Exercise objective: Extract the full listing verbatim and drop any pictures from your copy.

Dataset content:
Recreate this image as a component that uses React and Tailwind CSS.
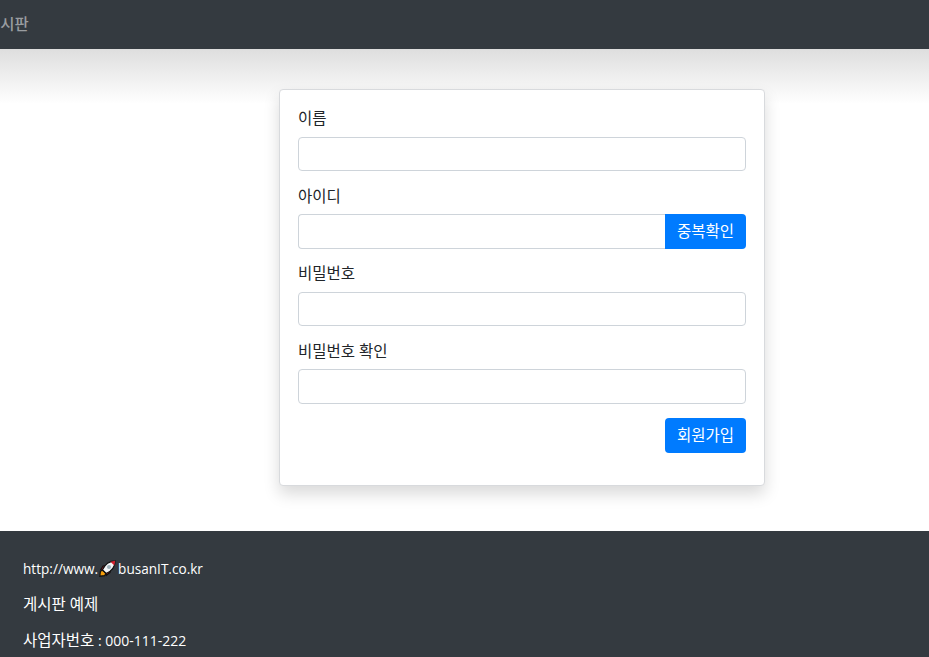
const Rocket = () => (
  <svg width="17" height="17" viewBox="0 0 17 17" className="shrink-0">
    <path d="M.8 16.200l.6-5 2.200-1 3.200 3.200-1 2.200z" fill="#f59e0b" stroke="#111" strokeWidth="1.200" />
    <path d="M1.800 9.500L4 6l3.500-.5-3 5.500z" fill="#d81e2c" stroke="#111" strokeWidth="1.200" />
    <path d="M7.500 15.200l3.500-2.700.5-3.500-5.500 3z" fill="#d81e2c" stroke="#111" strokeWidth="1.200" />
    <path d="M3.500 9.800C5.500 5 10 1 16.200.8c-.2 6-4.200 10.700-9 12.700z" fill="#f2f5f7" stroke="#111" strokeWidth="1.200" />
    <path d="M11.500 1.800l4.700-1-.9 4.800z" fill="#d81e2c" />
    <circle cx="10" cy="7" r="2" fill="#9fb2bb" />
  </svg>
);

const Field = ({ label, className = "" }) => (
  <div className={className}>
    <label className="block text-[15.5px] leading-[21px] text-[#212529] mb-[8px]">{label}</label>
    <input className="block w-full h-[34px] border border-[#ced4da] rounded-[4px] bg-white px-3" />
  </div>
);

const BlueButton = ({ children, className = "" }) => (
  <button className={`h-[35px] w-[81px] bg-[#007bff] text-white text-[15.5px] ${className}`}>
    {children}
  </button>
);

export default function App() {
  return (
    <div className="font-['Open_Sans','Noto_Sans_CJK_KR',sans-serif] h-[657px] overflow-hidden bg-white flex flex-col">
      {/* Navbar */}
      <nav className="h-[49px] shrink-0 bg-[#343a40] flex items-center overflow-hidden">
        <span className="-ml-[14px] text-[15.5px] font-medium text-[#9a9da0]">게시판</span>
      </nav>

      {/* Main */}
      <main className="h-[482px] shrink-0 pl-[279px] pt-[40px] bg-[linear-gradient(#dedede,#ffffff)] bg-no-repeat bg-[size:100%_55px]">
        <div className="w-[486px] h-[397px] bg-white border border-[#d8dadd] rounded-[4px] shadow-[0_8px_16px_rgba(0,0,0,0.15)] px-[18px] pt-[18px]">
          <Field label="이름" />
          <div className="mt-[15px]">
            <label className="block text-[15.5px] leading-[21px] text-[#212529] mb-[7px]">아이디</label>
            <div className="flex">
              <input className="flex-1 min-w-0 h-[35px] border border-[#ced4da] border-r-0 rounded-l-[4px] bg-white px-3" />
              <BlueButton className="rounded-r-[4px]">중복확인</BlueButton>
            </div>
          </div>
          <Field label="비밀번호" className="mt-[14px]" />
          <div className="mt-[15px]">
            <label className="block text-[15.5px] leading-[21px] text-[#212529] mb-[7px]">비밀번호 확인</label>
            <input className="block w-full h-[35px] border border-[#ced4da] rounded-[4px] bg-white px-3" />
          </div>
          <div className="flex justify-end mt-[14px]">
            <BlueButton className="rounded-[4px]">회원가입</BlueButton>
          </div>
        </div>
      </main>

      {/* Footer */}
      <footer className="flex-1 bg-[#343a40] text-white text-[13.6px] leading-[21px] px-[23px] pt-[27px]">
        <p className="flex items-center">
          http://www.<span className="mx-[1px]"><Rocket /></span>
          <span className="ml-[1px]">busanIT.co.kr</span>
        </p>
        <p className="mt-[15px] text-[15.5px]">게시판 예제</p>
        <p className="mt-[15px] text-[14px]">
          <span className="text-[15.5px]">사업자번호</span> : 000-111-222
        </p>
      </footer>
    </div>
  );
}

Reply:
Recreate this image as a component that uses React and Tailwind CSS.
const Rocket = () => (
  <svg width="17" height="17" viewBox="0 0 17 17" className="shrink-0">
    <path d="M.8 16.200l.6-5 2.200-1 3.200 3.200-1 2.200z" fill="#f59e0b" stroke="#111" strokeWidth="1.200" />
    <path d="M1.800 9.500L4 6l3.500-.5-3 5.500z" fill="#d81e2c" stroke="#111" strokeWidth="1.200" />
    <path d="M7.500 15.200l3.500-2.700.5-3.500-5.500 3z" fill="#d81e2c" stroke="#111" strokeWidth="1.200" />
    <path d="M3.500 9.800C5.500 5 10 1 16.200.8c-.2 6-4.200 10.700-9 12.700z" fill="#f2f5f7" stroke="#111" strokeWidth="1.200" />
    <path d="M11.500 1.800l4.700-1-.9 4.800z" fill="#d81e2c" />
    <circle cx="10" cy="7" r="2" fill="#9fb2bb" />
  </svg>
);

const Field = ({ label, className = "" }) => (
  <div className={className}>
    <label className="block text-[15.5px] leading-[21px] text-[#212529] mb-[8px]">{label}</label>
    <input className="block w-full h-[34px] border border-[#ced4da] rounded-[4px] bg-white px-3" />
  </div>
);

const BlueButton = ({ children, className = "" }) => (
  <button className={`h-[35px] w-[81px] bg-[#007bff] text-white text-[15.5px] ${className}`}>
    {children}
  </button>
);

export default function App() {
  return (
    <div className="font-['Open_Sans','Noto_Sans_CJK_KR',sans-serif] h-[657px] overflow-hidden bg-white flex flex-col">
      {/* Navbar */}
      <nav className="h-[49px] shrink-0 bg-[#343a40] flex items-center overflow-hidden">
        <span className="-ml-[14px] text-[15.5px] font-medium text-[#9a9da0]">게시판</span>
      </nav>

      {/* Main */}
      <main className="h-[482px] shrink-0 pl-[279px] pt-[40px] bg-[linear-gradient(#dedede,#ffffff)] bg-no-repeat bg-[size:100%_55px]">
        <div className="w-[486px] h-[397px] bg-white border border-[#d8dadd] rounded-[4px] shadow-[0_8px_16px_rgba(0,0,0,0.15)] px-[18px] pt-[18px]">
          <Field label="이름" />
          <div className="mt-[15px]">
            <label className="block text-[15.5px] leading-[21px] text-[#212529] mb-[7px]">아이디</label>
            <div className="flex">
              <input className="flex-1 min-w-0 h-[35px] border border-[#ced4da] border-r-0 rounded-l-[4px] bg-white px-3" />
              <BlueButton className="rounded-r-[4px]">중복확인</BlueButton>
            </div>
          </div>
          <Field label="비밀번호" className="mt-[14px]" />
          <div className="mt-[15px]">
            <label className="block text-[15.5px] leading-[21px] text-[#212529] mb-[7px]">비밀번호 확인</label>
            <input className="block w-full h-[35px] border border-[#ced4da] rounded-[4px] bg-white px-3" />
          </div>
          <div className="flex justify-end mt-[14px]">
            <BlueButton className="rounded-[4px]">회원가입</BlueButton>
          </div>
        </div>
      </main>

      {/* Footer */}
      <footer className="flex-1 bg-[#343a40] text-white text-[13.6px] leading-[21px] px-[23px] pt-[27px]">
        <p className="flex items-center">
          http://www.<span className="mx-[1px]"><Rocket /></span>
          <span className="ml-[1px]">busanIT.co.kr</span>
        </p>
        <p className="mt-[15px] text-[15.5px]">게시판 예제</p>
        <p className="mt-[15px] text-[14px]">
          <span className="text-[15.5px]">사업자번호</span> : 000-111-222
        </p>
      </footer>
    </div>
  );
}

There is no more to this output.